A realistic work of art like a movie has two key formal dimensions. One is outside and one is inside. In a very powerful sense, what the writer is doing is filling in a gap between these two dimensions.
  • The outer form is the box and boxes that make up the work: the frames, the sections. These could be filled with different content.
For instance, Letter to Three Wives has a voiceover narration that discloses inside it a story of the main characters--people who live in an East Coast suburb, go here and there, do this and that. Within the story of the main characters, each of the titular three wives has a flashback disclosing a part of her story.

So Letter to Three Wives has a box inside a box, and inside that three more boxes which are sequential rather than embedded. Indeed "embedded" and "sequential" are the main kinds of 'boxes' I'm talking about. Maybe there are other types of boxes: flashbacks, musical numbers, times of year, kinds of books, crimes--whatever. I doubt there are many limits to the kinds of boxes a good writer could create.

What happens inside these boxes in Letter to Three Wives could be different: the characters could do this or that, live here or there, say this or that. But the 'boxes' would be the same.

But inside the work, there's another formal element: a nucleus of meanings or signifiers. In Letter to Three Wives, the central meanings have to do with marriage, being a wife, and social status in the suburbs.

For instance, the voiceover contains an essayistic reflection on social class in an east coast suburb. The town has a main street and a department store: the department store owner becomes a character. There's also a well-to-do street, a poor street (near the railroad tracks) and a middle-class street--where people are either moving up or down or staying put.

This narration then structures the story elements: the department store owner and workers, a woman rising from the poor to the rich without going in between; another wife has risen to the middle-class street; one couple is climbing through the wife's efforts to rise to the better end of the middle.

In short, social class in the town is a set of boxes that get filled in with characters and actions. The train tracks even become a sort of 'character.'

Another cluster of the 'realistic' elements have to do with marriage and the wifely role.
  • Who's a good wife?
  • Who's not a good wife?
  • Is a wife a partner or a leader?
  • Is a marriage a business arrangement or a meeting of minds?
  • Etc.
All the realistic elements fill out the meanings of "marriage" and "wife" with different possible images, different possible meanings.
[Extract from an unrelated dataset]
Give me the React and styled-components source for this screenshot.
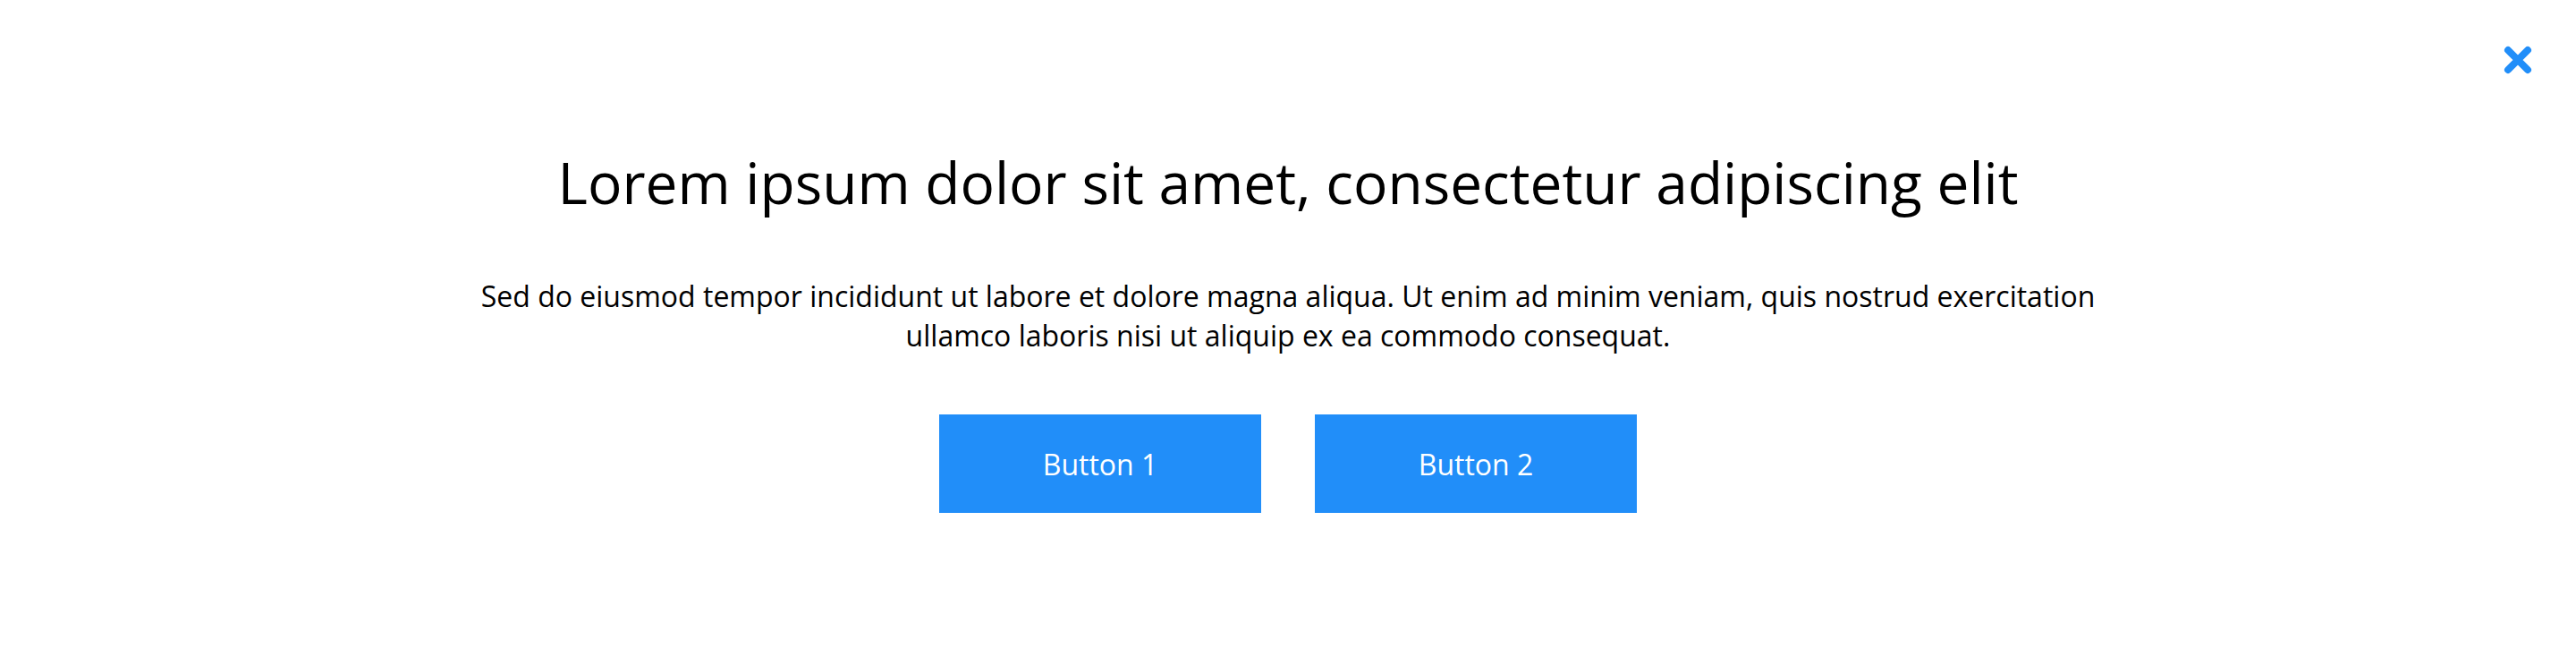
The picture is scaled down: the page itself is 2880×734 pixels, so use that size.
import React from 'react';
import styled, { createGlobalStyle } from 'styled-components';

const GlobalStyle = createGlobalStyle`
  html, body {
    margin: 0;
    padding: 0;
    background: #ffffff;
  }
  body {
    font-family: 'Open Sans', 'Liberation Sans', sans-serif;
  }
`;

const App = () => {
  return (
    <>
      <GlobalStyle />
      <Wrap>
        <CloseBtn aria-label="close">
          <svg width="34" height="34" viewBox="0 0 34 34">
            <path
              d="M6 6 L28 28 M28 6 L6 28"
              stroke="#218ef9"
              strokeWidth="8"
              strokeLinecap="round"
              fill="none"
            />
          </svg>
        </CloseBtn>
        <Title>Lorem ipsum dolor sit amet, consectetur adipiscing elit</Title>
        <Text>
          Sed do eiusmod tempor incididunt ut labore et dolore magna aliqua. Ut enim ad minim veniam, quis nostrud exercitation
          ullamco laboris nisi ut aliquip ex ea commodo consequat.
        </Text>
        <Buttons>
          <Button>Button 1</Button>
          <Button>Button 2</Button>
        </Buttons>
      </Wrap>
    </>
  );
};

const Wrap = styled.div`
  position: relative;
  display: flex;
  flex-direction: column;
  align-items: center;
  height: 734px;
  box-sizing: border-box;
  padding-top: 160px;
`;

const CloseBtn = styled.button`
  position: absolute;
  top: 50px;
  right: 48px;
  width: 34px;
  height: 34px;
  padding: 0;
  border: none;
  background: none;
  cursor: pointer;
`;

const Title = styled.h1`
  margin: 0;
  font-family: 'Open Sans', sans-serif;
  font-weight: 400;
  font-size: 64px;
  line-height: 88px;
  color: #000000;
  text-align: center;
`;

const Text = styled.p`
  margin: 61px 0 0;
  max-width: 1850px;
  font-family: 'Open Sans', sans-serif;
  font-size: 32px;
  line-height: 44px;
  color: #000000;
  text-align: center;
`;

const Buttons = styled.div`
  display: flex;
  gap: 60px;
  margin-top: 66px;
`;

const Button = styled.button`
  width: 360px;
  height: 110px;
  background: #218ef9;
  border: none;
  border-radius: 0;
  font-family: 'Open Sans', sans-serif;
  font-size: 32px;
  color: #ffffff;
  cursor: pointer;
`;

export default App;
There is similarity--they're a cluster--but there's also contrast. And since it's a drama, there will be choice and decision.

The film is also about a letter. The letter correlates with the voiceover narration, the outermost 'box.' And the voiceover and the letter spark the flashbacks within it, each of which is constructed clearly by the film as one woman's memory. So if we take "letter" and "voice" and "memory" as a constellation around speaking and narration, the film is strongly unified. It's no accident that the title of the film really contains the key meanings of the film. You could do it differently, but this is a very clear way to do it.

Thus the realistic content of the film--the stories of the wives, what each of them does, where they live, etc., expand a core set of meanings about social class, marriage, wives and storytelling. This is a very self-aware film, so the meanings cluster around what the film itself does--tell the story of a number of marriages in a way that's very aware of the role of storytelling and memory (which Mankiewicz of course loved).

In short, Letter to Three Wives has some outer boxes and some inner meanings, and all the realistic details of the story 'expand' the inner meanings and 'fill out' and embody the outer boxes, the outer and the inner being correlated.

In somewhat Hegelian terms, the realistic content of a work of art mediates between its external formal properties and its internal semantic core--which is itself just a set of signifiers or meanings which are organized like a concentric cluster, a constellation that fits together like the words in a crossword puzzle. The movie is a puzzle, and the realistic elements are somewhat like the clues: 'handles' which allow us to read the elements of the puzzle as having meaning.

The same could be said for a painting--even a nonrealistic one. The painter conceives the outer form--the surface's size and shape, the limits of the color scheme, the general segments of the surface, the foreground and background, etc.

Any number of formal elements can be organized or not, depending on the artist's purpose.

Within the painting, then the realistic elements must fill in the scheme the artist has devised, while also expanding on some set of meanings--which may be life in a bar, drunkenness, the Virgin's relationship to the infant Christ, life in the countryside, flowers in a garden as an embodiment of light and nature, etc.

Even a nonrealistic painting mediates between outer form and inner meaning, though the inner meaning is usually something about the technique and medium itself, hence about the artist's power. Drips or splotches may fill out the design of a surface and a color scheme while expressing freedom through action and the balance of chaos and order, as in the work of Pollock, to name only an obvious example.

The artist gives herself a problem to solve.
Art is rigorous. Today, despite decades of modernist formalism, we still tend to be romantic or capitalist: we either see artworks as external expressions of internal feelings, embodiments of semi-divine inspiration, the magical appearance of thought, or we see artworks as efficient tools for giving specific pleasures--fun action, touching tears, dreamy romantic machinations.

A better picture would be: the artist sets a problem of mediating between outer form and inner meaning using interesting techniques. Some commercial work is merely: lovely technique. Some 'experimental' work is merely: 'look at this formal pattern.' In works that involve people deeply, the conception is sometimes more important than the execution. And without the conception, the execution is either inert or merely killing time.

Writing teachers often tell us: have something to say, and choose an appropriate design. I'm merely saying: what appears to the audience is the relationship between the two.